▶ **WRITTEN TASK**
Return each line of the data below exactly, omitting any pictures.

** START OF MATERIAL PROVIDED **

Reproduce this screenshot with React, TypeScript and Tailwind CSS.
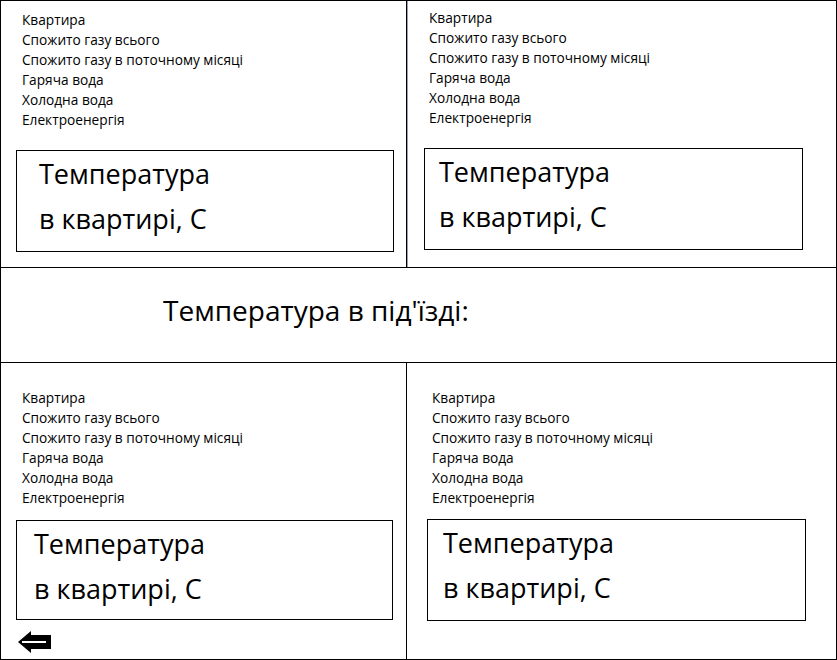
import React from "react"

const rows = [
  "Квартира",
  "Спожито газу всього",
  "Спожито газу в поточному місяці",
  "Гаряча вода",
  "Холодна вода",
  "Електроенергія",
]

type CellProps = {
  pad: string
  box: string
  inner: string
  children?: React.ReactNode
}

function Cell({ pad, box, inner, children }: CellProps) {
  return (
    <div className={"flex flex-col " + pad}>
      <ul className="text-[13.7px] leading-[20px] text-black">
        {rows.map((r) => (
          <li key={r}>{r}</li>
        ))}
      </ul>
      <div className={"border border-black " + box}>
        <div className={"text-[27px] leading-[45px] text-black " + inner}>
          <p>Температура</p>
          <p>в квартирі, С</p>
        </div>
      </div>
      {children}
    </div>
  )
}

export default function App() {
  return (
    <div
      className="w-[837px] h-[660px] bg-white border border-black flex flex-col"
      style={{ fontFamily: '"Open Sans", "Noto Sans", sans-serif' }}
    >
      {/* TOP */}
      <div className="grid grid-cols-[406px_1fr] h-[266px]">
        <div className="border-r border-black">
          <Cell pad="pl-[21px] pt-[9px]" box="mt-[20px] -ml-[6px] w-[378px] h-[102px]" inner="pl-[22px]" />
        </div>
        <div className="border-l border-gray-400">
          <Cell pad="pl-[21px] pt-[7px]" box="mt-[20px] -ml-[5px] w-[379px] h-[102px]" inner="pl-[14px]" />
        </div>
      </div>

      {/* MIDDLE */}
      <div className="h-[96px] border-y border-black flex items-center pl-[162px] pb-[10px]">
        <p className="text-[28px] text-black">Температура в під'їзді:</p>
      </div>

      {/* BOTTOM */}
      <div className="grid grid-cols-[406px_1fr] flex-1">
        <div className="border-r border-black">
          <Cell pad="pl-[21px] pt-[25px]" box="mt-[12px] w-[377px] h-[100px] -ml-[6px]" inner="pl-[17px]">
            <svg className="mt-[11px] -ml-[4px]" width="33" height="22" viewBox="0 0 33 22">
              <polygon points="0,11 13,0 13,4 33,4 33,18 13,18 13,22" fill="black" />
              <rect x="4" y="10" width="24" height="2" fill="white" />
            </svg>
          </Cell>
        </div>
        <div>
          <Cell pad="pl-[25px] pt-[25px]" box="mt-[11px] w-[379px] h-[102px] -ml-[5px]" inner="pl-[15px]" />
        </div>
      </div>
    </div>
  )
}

** END OF MATERIAL PROVIDED **

▶ **THE ANSWER**
Reproduce this screenshot with React, TypeScript and Tailwind CSS.
import React from "react"

const rows = [
  "Квартира",
  "Спожито газу всього",
  "Спожито газу в поточному місяці",
  "Гаряча вода",
  "Холодна вода",
  "Електроенергія",
]

type CellProps = {
  pad: string
  box: string
  inner: string
  children?: React.ReactNode
}

function Cell({ pad, box, inner, children }: CellProps) {
  return (
    <div className={"flex flex-col " + pad}>
      <ul className="text-[13.7px] leading-[20px] text-black">
        {rows.map((r) => (
          <li key={r}>{r}</li>
        ))}
      </ul>
      <div className={"border border-black " + box}>
        <div className={"text-[27px] leading-[45px] text-black " + inner}>
          <p>Температура</p>
          <p>в квартирі, С</p>
        </div>
      </div>
      {children}
    </div>
  )
}

export default function App() {
  return (
    <div
      className="w-[837px] h-[660px] bg-white border border-black flex flex-col"
      style={{ fontFamily: '"Open Sans", "Noto Sans", sans-serif' }}
    >
      {/* TOP */}
      <div className="grid grid-cols-[406px_1fr] h-[266px]">
        <div className="border-r border-black">
          <Cell pad="pl-[21px] pt-[9px]" box="mt-[20px] -ml-[6px] w-[378px] h-[102px]" inner="pl-[22px]" />
        </div>
        <div className="border-l border-gray-400">
          <Cell pad="pl-[21px] pt-[7px]" box="mt-[20px] -ml-[5px] w-[379px] h-[102px]" inner="pl-[14px]" />
        </div>
      </div>

      {/* MIDDLE */}
      <div className="h-[96px] border-y border-black flex items-center pl-[162px] pb-[10px]">
        <p className="text-[28px] text-black">Температура в під'їзді:</p>
      </div>

      {/* BOTTOM */}
      <div className="grid grid-cols-[406px_1fr] flex-1">
        <div className="border-r border-black">
          <Cell pad="pl-[21px] pt-[25px]" box="mt-[12px] w-[377px] h-[100px] -ml-[6px]" inner="pl-[17px]">
            <svg className="mt-[11px] -ml-[4px]" width="33" height="22" viewBox="0 0 33 22">
              <polygon points="0,11 13,0 13,4 33,4 33,18 13,18 13,22" fill="black" />
              <rect x="4" y="10" width="24" height="2" fill="white" />
            </svg>
          </Cell>
        </div>
        <div>
          <Cell pad="pl-[25px] pt-[25px]" box="mt-[11px] w-[379px] h-[102px] -ml-[5px]" inner="pl-[15px]" />
        </div>
      </div>
    </div>
  )
}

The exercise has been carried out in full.